**What you are asked to do:**
The data below holds a line containing "Rebuild this screenshot" and a line containing "import React from"; please quote exactly those two lines and every line between them, and nothing else.

Collection entries
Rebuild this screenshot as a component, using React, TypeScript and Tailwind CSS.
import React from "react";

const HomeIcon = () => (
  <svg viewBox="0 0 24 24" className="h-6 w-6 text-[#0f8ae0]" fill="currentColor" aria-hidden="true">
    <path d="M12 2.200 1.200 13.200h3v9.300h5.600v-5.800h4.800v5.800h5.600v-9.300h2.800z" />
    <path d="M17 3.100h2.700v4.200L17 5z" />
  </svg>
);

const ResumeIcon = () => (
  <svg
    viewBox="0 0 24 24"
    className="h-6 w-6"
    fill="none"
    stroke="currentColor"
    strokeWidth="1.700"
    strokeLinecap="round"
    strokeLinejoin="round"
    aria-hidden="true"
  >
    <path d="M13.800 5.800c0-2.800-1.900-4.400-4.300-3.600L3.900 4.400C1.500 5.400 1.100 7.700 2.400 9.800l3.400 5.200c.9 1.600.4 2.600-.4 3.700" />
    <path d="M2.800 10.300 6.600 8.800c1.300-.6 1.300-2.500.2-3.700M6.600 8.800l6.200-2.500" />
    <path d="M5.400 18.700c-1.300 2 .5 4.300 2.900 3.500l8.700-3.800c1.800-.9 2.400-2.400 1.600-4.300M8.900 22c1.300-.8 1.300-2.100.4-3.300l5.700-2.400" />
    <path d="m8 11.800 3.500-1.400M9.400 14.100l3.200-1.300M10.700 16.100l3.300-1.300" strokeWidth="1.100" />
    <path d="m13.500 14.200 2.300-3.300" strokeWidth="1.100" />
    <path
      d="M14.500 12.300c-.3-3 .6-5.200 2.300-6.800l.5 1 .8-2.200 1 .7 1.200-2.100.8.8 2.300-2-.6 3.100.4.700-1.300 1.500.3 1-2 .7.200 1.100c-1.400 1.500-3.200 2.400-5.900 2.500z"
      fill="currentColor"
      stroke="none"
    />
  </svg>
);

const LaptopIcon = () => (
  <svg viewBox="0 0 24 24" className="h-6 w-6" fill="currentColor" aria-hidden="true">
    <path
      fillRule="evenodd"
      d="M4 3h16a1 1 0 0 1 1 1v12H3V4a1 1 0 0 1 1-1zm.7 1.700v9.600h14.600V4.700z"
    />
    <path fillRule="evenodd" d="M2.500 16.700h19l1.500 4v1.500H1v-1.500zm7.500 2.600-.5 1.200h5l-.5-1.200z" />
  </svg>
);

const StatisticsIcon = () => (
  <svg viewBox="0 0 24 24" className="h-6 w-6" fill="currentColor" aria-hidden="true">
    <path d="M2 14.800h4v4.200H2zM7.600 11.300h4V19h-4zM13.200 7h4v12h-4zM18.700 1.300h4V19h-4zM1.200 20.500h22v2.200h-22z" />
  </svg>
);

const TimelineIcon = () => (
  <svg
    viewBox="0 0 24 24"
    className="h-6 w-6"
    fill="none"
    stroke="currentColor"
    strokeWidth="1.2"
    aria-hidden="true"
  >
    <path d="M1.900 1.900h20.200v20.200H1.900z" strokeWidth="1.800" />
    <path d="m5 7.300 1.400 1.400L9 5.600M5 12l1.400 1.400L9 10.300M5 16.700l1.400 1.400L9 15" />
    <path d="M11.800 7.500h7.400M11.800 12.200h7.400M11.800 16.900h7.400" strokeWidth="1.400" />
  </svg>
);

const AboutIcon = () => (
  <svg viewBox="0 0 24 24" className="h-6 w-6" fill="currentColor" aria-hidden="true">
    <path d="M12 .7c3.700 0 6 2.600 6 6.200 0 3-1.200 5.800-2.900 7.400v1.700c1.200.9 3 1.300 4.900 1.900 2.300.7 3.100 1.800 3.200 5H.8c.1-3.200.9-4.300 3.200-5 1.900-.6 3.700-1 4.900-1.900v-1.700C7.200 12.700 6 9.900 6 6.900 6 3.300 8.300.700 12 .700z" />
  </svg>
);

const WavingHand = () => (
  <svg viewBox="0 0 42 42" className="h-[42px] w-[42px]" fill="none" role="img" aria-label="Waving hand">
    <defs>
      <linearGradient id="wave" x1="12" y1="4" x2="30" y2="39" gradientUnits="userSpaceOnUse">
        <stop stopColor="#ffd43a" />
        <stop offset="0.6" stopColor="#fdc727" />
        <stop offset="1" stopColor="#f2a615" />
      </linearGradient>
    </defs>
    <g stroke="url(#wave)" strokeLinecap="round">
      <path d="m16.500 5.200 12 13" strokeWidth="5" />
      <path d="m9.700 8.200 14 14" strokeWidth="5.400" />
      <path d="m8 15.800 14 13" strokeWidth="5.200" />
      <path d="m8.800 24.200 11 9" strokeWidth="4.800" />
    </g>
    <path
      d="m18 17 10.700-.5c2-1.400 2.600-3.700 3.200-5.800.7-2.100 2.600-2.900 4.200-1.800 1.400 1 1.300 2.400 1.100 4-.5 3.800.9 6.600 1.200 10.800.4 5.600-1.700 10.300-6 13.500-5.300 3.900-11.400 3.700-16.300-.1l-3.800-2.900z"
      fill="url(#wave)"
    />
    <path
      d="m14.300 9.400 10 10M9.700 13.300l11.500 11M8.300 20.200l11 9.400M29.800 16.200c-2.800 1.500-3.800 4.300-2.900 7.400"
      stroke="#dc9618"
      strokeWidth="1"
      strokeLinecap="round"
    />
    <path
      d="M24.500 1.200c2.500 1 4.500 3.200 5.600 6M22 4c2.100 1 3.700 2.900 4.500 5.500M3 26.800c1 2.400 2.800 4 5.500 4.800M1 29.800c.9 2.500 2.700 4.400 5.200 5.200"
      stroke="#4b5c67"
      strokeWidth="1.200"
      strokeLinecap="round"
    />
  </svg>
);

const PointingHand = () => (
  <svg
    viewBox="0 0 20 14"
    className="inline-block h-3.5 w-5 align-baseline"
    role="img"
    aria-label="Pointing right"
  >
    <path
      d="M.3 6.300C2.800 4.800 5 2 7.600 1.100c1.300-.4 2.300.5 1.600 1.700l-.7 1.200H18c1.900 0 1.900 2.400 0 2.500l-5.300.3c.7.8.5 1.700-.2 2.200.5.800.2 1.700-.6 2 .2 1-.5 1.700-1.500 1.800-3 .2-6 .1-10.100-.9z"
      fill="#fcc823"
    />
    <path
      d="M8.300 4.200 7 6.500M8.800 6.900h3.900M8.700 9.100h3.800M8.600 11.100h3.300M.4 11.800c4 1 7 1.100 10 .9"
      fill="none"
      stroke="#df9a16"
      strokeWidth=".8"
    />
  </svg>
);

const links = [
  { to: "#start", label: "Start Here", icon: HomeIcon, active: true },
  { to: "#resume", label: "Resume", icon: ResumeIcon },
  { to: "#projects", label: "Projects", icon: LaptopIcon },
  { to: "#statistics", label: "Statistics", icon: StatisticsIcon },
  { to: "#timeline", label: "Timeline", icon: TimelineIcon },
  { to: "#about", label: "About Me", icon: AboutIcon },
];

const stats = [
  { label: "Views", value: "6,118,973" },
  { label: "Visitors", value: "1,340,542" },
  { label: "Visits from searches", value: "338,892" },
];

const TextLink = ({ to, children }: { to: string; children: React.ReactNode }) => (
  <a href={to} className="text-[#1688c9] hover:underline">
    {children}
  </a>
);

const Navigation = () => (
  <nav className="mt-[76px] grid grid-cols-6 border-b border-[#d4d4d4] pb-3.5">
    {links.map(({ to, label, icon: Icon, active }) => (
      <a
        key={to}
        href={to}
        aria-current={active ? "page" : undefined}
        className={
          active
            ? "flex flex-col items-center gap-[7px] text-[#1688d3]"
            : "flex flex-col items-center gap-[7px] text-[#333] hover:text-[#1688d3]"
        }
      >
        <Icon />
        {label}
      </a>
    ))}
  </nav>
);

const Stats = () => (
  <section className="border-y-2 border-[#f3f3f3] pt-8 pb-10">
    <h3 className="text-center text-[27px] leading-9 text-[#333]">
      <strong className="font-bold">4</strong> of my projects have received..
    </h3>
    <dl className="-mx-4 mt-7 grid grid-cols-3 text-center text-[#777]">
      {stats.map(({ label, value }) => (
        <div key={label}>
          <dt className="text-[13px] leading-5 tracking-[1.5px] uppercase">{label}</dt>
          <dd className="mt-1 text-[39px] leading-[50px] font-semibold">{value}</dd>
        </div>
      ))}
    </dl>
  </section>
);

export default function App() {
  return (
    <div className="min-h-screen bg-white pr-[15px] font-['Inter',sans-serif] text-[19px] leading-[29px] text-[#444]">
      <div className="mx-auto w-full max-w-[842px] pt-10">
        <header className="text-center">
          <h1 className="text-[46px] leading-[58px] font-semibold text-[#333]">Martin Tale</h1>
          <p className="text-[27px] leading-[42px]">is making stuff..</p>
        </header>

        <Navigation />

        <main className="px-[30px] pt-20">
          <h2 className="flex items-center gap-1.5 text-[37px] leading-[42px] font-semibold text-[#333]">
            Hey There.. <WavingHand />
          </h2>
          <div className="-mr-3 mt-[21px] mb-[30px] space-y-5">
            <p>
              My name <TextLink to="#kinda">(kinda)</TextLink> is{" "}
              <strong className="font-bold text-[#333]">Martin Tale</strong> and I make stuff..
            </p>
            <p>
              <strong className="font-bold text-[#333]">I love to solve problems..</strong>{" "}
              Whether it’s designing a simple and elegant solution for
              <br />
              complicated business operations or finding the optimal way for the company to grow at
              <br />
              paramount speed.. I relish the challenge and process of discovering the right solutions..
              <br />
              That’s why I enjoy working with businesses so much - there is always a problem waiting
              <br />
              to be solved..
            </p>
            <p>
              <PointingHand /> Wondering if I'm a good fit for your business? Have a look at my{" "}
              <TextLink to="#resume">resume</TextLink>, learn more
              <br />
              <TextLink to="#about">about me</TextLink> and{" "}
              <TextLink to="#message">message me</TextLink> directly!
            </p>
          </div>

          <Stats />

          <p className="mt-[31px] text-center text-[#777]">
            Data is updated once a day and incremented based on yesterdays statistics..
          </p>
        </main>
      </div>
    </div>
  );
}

==

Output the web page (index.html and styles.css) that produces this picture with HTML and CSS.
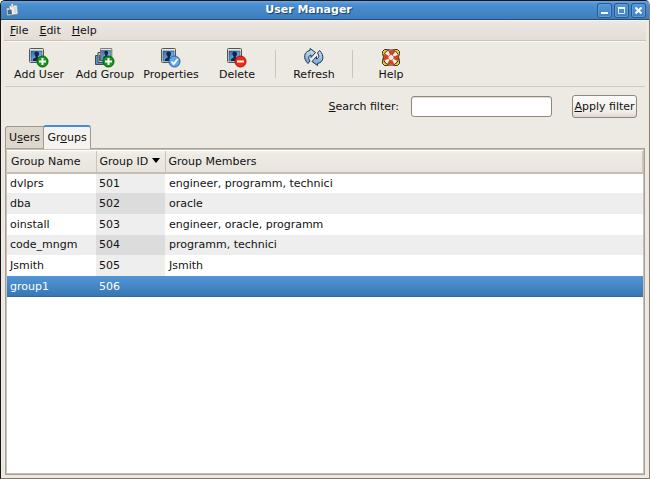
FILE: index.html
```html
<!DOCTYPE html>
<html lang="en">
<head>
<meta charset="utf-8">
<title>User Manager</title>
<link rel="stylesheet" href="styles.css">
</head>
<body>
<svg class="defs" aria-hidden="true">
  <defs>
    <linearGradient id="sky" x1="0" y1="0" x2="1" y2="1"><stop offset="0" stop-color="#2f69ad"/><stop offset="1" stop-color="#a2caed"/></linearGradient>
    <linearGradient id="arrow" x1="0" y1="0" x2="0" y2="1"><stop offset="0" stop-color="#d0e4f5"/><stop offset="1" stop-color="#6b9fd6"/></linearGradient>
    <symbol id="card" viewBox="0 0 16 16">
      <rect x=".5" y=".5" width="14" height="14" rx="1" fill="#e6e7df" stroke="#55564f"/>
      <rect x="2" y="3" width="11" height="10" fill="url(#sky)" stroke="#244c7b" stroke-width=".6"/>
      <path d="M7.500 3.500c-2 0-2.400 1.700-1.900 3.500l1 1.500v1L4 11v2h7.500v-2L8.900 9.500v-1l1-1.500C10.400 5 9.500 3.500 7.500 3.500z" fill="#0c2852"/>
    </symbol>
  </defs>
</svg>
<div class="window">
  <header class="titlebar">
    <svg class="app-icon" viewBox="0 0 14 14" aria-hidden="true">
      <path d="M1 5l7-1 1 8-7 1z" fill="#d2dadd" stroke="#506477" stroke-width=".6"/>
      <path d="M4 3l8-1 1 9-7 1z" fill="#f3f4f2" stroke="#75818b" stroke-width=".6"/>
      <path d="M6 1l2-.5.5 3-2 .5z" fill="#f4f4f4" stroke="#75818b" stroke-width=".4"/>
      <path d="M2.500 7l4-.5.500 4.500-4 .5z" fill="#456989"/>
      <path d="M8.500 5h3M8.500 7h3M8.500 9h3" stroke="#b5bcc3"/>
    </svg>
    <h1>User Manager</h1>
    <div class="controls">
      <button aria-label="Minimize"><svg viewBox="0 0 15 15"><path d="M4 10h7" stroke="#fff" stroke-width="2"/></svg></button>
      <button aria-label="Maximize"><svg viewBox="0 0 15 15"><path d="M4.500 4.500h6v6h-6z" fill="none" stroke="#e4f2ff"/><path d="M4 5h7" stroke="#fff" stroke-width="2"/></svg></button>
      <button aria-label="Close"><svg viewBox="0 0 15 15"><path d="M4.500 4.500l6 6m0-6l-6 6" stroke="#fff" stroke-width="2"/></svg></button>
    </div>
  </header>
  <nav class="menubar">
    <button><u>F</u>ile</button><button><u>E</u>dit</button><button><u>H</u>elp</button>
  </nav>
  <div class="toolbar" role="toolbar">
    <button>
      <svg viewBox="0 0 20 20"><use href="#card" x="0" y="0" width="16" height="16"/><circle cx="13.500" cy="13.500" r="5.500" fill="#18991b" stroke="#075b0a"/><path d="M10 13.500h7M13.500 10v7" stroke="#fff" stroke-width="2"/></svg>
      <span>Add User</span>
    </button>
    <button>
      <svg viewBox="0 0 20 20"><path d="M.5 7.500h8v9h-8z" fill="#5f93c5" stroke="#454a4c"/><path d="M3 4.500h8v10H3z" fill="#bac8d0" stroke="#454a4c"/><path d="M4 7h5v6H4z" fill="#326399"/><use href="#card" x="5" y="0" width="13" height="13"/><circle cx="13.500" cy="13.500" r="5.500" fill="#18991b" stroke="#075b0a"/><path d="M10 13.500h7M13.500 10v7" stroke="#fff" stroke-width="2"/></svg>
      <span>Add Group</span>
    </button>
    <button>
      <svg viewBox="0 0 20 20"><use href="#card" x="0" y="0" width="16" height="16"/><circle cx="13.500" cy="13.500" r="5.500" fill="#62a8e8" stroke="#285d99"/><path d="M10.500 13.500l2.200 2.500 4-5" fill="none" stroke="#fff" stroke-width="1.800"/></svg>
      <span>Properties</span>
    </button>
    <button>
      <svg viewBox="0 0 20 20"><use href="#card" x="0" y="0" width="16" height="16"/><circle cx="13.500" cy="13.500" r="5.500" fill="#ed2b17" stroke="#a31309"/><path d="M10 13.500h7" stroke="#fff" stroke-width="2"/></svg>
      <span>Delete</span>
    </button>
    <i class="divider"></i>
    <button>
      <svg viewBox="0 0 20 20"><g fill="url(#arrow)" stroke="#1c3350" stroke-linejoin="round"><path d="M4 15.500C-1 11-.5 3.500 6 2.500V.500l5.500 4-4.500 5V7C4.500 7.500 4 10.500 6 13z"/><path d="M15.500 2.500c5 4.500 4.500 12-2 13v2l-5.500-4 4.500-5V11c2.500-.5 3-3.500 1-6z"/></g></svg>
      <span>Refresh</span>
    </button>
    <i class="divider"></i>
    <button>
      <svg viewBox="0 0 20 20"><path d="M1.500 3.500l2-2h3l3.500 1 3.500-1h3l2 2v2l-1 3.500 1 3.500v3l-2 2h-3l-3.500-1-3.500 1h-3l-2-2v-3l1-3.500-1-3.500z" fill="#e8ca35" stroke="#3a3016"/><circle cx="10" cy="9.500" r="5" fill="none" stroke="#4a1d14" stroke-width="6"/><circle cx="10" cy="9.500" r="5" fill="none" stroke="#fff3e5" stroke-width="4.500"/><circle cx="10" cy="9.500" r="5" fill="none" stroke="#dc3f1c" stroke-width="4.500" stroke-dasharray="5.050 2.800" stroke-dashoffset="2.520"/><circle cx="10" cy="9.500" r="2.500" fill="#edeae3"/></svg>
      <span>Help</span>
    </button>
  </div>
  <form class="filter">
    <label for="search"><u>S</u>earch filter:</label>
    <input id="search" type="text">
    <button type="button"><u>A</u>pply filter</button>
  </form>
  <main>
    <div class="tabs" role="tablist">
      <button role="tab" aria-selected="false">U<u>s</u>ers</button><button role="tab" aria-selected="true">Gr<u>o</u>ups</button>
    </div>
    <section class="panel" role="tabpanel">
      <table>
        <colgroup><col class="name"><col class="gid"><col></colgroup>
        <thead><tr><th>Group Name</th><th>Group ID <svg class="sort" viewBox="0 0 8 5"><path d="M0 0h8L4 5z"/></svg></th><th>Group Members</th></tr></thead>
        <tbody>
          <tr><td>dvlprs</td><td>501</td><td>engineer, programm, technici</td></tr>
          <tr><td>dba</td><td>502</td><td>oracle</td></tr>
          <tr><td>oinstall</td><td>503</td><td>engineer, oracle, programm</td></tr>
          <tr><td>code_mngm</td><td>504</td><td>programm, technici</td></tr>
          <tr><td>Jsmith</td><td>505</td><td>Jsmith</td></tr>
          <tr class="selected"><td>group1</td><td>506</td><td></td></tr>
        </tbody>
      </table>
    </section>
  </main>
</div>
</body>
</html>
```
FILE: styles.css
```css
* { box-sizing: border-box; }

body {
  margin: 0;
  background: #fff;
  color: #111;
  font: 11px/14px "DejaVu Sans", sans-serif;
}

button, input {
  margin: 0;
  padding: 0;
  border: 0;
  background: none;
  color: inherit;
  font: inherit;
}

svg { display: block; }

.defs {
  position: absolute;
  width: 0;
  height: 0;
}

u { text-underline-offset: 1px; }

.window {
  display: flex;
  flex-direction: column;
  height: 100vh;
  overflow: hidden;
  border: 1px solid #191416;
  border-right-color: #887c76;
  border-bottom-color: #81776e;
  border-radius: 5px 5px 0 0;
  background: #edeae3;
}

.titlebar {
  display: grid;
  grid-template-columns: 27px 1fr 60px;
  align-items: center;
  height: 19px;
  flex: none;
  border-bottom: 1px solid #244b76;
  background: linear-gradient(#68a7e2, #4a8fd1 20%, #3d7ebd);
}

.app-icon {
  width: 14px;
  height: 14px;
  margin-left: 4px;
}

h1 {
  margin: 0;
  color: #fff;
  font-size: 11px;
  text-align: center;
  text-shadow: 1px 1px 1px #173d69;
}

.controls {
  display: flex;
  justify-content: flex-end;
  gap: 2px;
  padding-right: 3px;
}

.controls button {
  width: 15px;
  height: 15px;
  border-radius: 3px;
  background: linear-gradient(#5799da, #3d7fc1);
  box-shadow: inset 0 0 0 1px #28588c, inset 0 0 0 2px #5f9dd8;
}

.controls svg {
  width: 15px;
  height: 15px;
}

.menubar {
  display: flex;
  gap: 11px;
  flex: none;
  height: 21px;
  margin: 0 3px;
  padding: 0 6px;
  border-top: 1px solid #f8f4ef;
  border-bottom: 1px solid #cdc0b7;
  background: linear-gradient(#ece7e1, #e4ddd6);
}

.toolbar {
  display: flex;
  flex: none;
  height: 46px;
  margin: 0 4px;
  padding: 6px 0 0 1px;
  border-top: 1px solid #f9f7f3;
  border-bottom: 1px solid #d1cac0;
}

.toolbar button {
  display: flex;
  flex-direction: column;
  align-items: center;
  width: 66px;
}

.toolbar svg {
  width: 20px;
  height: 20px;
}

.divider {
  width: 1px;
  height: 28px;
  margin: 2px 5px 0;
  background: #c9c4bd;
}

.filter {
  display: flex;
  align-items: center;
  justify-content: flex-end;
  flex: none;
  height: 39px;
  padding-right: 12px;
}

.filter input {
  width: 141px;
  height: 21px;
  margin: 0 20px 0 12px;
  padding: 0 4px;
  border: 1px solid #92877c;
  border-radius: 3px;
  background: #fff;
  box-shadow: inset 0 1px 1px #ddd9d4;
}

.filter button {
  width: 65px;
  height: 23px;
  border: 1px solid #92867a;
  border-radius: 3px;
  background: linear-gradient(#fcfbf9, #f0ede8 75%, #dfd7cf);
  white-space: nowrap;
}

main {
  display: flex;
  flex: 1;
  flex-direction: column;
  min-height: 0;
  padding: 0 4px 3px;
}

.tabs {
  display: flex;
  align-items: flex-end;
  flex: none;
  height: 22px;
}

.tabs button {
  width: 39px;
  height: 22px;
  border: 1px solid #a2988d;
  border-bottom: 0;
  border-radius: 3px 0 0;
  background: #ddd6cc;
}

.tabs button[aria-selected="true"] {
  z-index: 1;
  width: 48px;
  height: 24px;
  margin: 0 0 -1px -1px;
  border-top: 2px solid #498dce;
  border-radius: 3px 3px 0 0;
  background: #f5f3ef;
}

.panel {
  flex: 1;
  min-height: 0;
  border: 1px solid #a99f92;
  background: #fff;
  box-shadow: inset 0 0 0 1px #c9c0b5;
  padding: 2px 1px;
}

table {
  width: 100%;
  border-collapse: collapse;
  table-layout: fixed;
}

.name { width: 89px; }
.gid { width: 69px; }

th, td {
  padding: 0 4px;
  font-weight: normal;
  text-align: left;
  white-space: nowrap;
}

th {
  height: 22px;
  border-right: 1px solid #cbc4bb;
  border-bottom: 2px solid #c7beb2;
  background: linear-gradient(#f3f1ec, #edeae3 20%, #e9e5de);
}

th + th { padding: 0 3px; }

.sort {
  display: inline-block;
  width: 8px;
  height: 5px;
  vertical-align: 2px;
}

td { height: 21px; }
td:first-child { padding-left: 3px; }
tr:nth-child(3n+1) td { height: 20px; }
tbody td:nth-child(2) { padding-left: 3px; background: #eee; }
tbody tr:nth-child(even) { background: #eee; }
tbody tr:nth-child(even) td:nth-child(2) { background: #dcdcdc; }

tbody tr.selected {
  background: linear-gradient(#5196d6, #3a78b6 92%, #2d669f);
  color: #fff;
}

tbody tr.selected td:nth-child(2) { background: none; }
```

**Written answer:**
Rebuild this screenshot as a component, using React, TypeScript and Tailwind CSS.
import React from "react";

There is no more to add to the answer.